Using the abs()* *operator, the Fourier series of \(\left|A \,sin(2\pi f_ot)\right|\) is shown below:

\(\left|A\ sin(2\pi f_ot)\right|\ =\ \displaystyle A\left[ \frac{2}{\pi}\ -\ \displaystyle\frac{4}{\pi}\normalsize{\sum\limits_{k=1}^{\infty}}\frac{cos(4k\pi f_ot)}{4k^2-1}\right]\)

Analysing the equation, it can be seen that the abs() operation doubles the frequency and that the DC component is actually \(\frac{2A}{\pi}\), as illustrated below.

As seen, lowpass filtering this result in its current form will produce an amplitude estimate of \(\frac{2A}{\pi}\) (dashed red line), which is clearly incorrect for estimating the sinewave’s amplitude, \(A\). However, this **can be simply remedied** by scaling the amplitude estimates by \(\frac{\pi}{2}\), which removes the bias, leaving the sinewave’s amplitude, \(A\).

Likewise, for a sqr() operator, we can define the resulting waveform using trigonometrical identities, i.e.

\({sin^2(2\pi f_ot)}\ =\ A\left[\displaystyle\frac{1\ -\ cos(4\pi f_ot)}{2}\right]\)

Lowpass filtering this signal requires a correction scaling factor of 2.

**Lowpass filter**

Although any lowpass filter will suffice, the moving average filter is used by most developers by virtue of its computational simplicity and noise reduction characteristics. A more detailed explanation of moving average filters can be found here.

A 24^{th} order moving average filter with a post gain of \(\frac{\pi}{2}\) or 1.571 is shown below.

Applying this moving average filter to a sinewave \(f_o=10Hz, A=0.5\), sampled at 500Hz processed with the abs()operator we obtain the following:

As seen, the amplitude estimation of the sinusoid using a lowpass filter and the \(\frac{\pi}{2}\) scaling factor is now correct. However, for real world applications that contain noise, it is considered to be more accurate to measure the RMS amplitude, in which case the scaling factor becomes \(\frac{\pi}{2\sqrt 2} \).

Note that these scaling factors are only valid for sinusoidal scaling. If your waveform is non-sinusoidal (e.g. triangular or square or affected by harmonics) another scaling factor/method will be required, as discussed below.

**True RMS**

In practice, many sinusoidal waveforms will be affected by harmonics (e.g. smart grid power systems) which will alter the shape of the main sinusoid and offset the RMS estimate using the \(\frac{\pi}{2\sqrt 2} \) scaling factor concept.
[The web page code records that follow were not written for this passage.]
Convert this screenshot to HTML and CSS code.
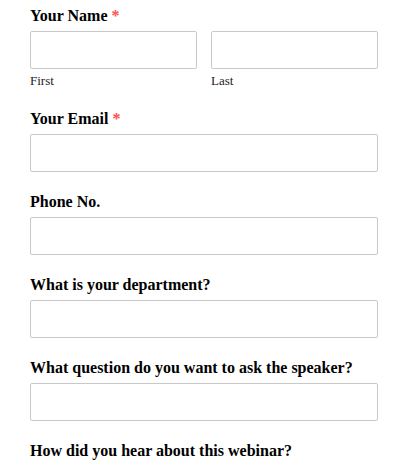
FILE: index.html
```html
<!DOCTYPE html>
<html lang="en">
<head>
    <meta charset="UTF-8">
    <title>Webinar Registration</title>
    <link rel="stylesheet" href="styles.css">
</head>
<body>
<form class="form">
    <div class="field">
        <label class="label">Your Name <span class="req">*</span></label>
        <div class="name-row">
            <div class="name-col">
                <input class="input" type="text">
                <span class="sub">First</span>
            </div>
            <div class="name-col">
                <input class="input" type="text">
                <span class="sub">Last</span>
            </div>
        </div>
    </div>
    <div class="field">
        <label class="label">Your Email <span class="req">*</span></label>
        <input class="input" type="email">
    </div>
    <div class="field">
        <label class="label">Phone No.</label>
        <input class="input" type="tel">
    </div>
    <div class="field">
        <label class="label">What is your department?</label>
        <input class="input" type="text">
    </div>
    <div class="field">
        <label class="label">What question do you want to ask the speaker?</label>
        <input class="input" type="text">
    </div>
    <div class="field">
        <label class="label">How did you hear about this webinar?</label>
    </div>
</form>
</body>
</html>
```

FILE: styles.css
```css
*{
    margin: 0;
    padding: 0;
    box-sizing: border-box;
}
body{
    font-family: "Liberation Serif", "Times New Roman", serif;
    background-color: #fff;
    color: #000;
}
.form{
    width: 348px;
    margin-left: 30px;
    padding-top: 4px;
}
.field{
    margin-bottom: 18px;
}
.label{
    display: block;
    font-size: 16px;
    font-weight: bold;
    line-height: 24px;
    margin-bottom: 3px;
}
.req{
    color: #ff4f4f;
}
.input{
    display: block;
    width: 100%;
    height: 38px;
    border: 1px solid #c9c9c9;
    border-radius: 2px;
    background-color: #fff;
    font-size: 16px;
}
.name-row{
    display: flex;
    gap: 14px;
}
.name-col{
    flex: 1;
}
.sub{
    display: block;
    margin-top: 4px;
    font-size: 13px;
    line-height: 16px;
    color: #222;
}
```
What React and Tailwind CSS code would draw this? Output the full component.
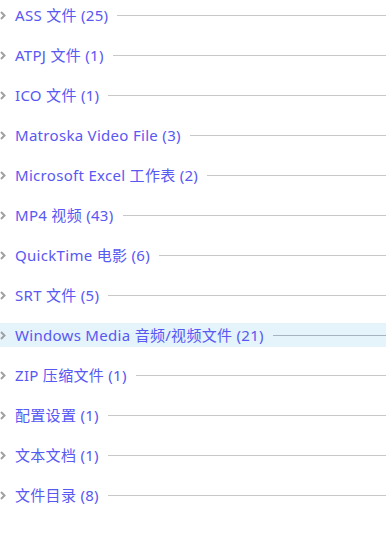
import React from 'react';

const groups = [
  'ASS 文件 (25)',
  'ATPJ 文件 (1)',
  'ICO 文件 (1)',
  'Matroska Video File (3)',
  'Microsoft Excel 工作表 (2)',
  'MP4 视频 (43)',
  'QuickTime 电影 (6)',
  'SRT 文件 (5)',
  'Windows Media 音频/视频文件 (21)',
  'ZIP 压缩文件 (1)',
  '配置设置 (1)',
  '文本文档 (1)',
  '文件目录 (8)',
];

function Chevron() {
  return (
    <svg width="7" height="9" viewBox="0 0 7 9" className="shrink-0">
      <path d="M1 1 L4.5 4.5 L1 8" fill="none" stroke="#a0a0a0" strokeWidth="2" />
    </svg>
  );
}

function GroupRow({ label, active }) {
  return (
    <div className={`flex items-center h-6 ${active ? 'bg-[#e5f3fb]' : ''}`}>
      <div className="w-[15px] flex items-center">
        <Chevron />
      </div>
      <span className="text-[15px] leading-none tracking-[0.3px] text-[#5858f2] whitespace-nowrap">{label}</span>
      <div className={`flex-1 h-px ml-[9px] ${active ? 'bg-[#a6b4c2]' : 'bg-[#c8c8c8]'}`} />
    </div>
  );
}

export default function App() {
  return (
    <div
      className="w-[386px] h-[552px] bg-white pt-[3px] flex flex-col gap-4 overflow-hidden"
      style={{ fontFamily: '"Noto Sans", "Noto Sans CJK SC", sans-serif' }}
    >
      {groups.map((g, i) => (
        <GroupRow key={g} label={g} active={i === 8} />
      ))}
    </div>
  );
}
A much better method is to calculate the True RMS, whereby the sqr() operator is used for the full wave rectification, but this time a sqrt() function is used for scaling after the lowpass operation. The results of the two methods are shown below, where it can be seen that the True RMS method correctly estimates the signal’s RMS amplitude.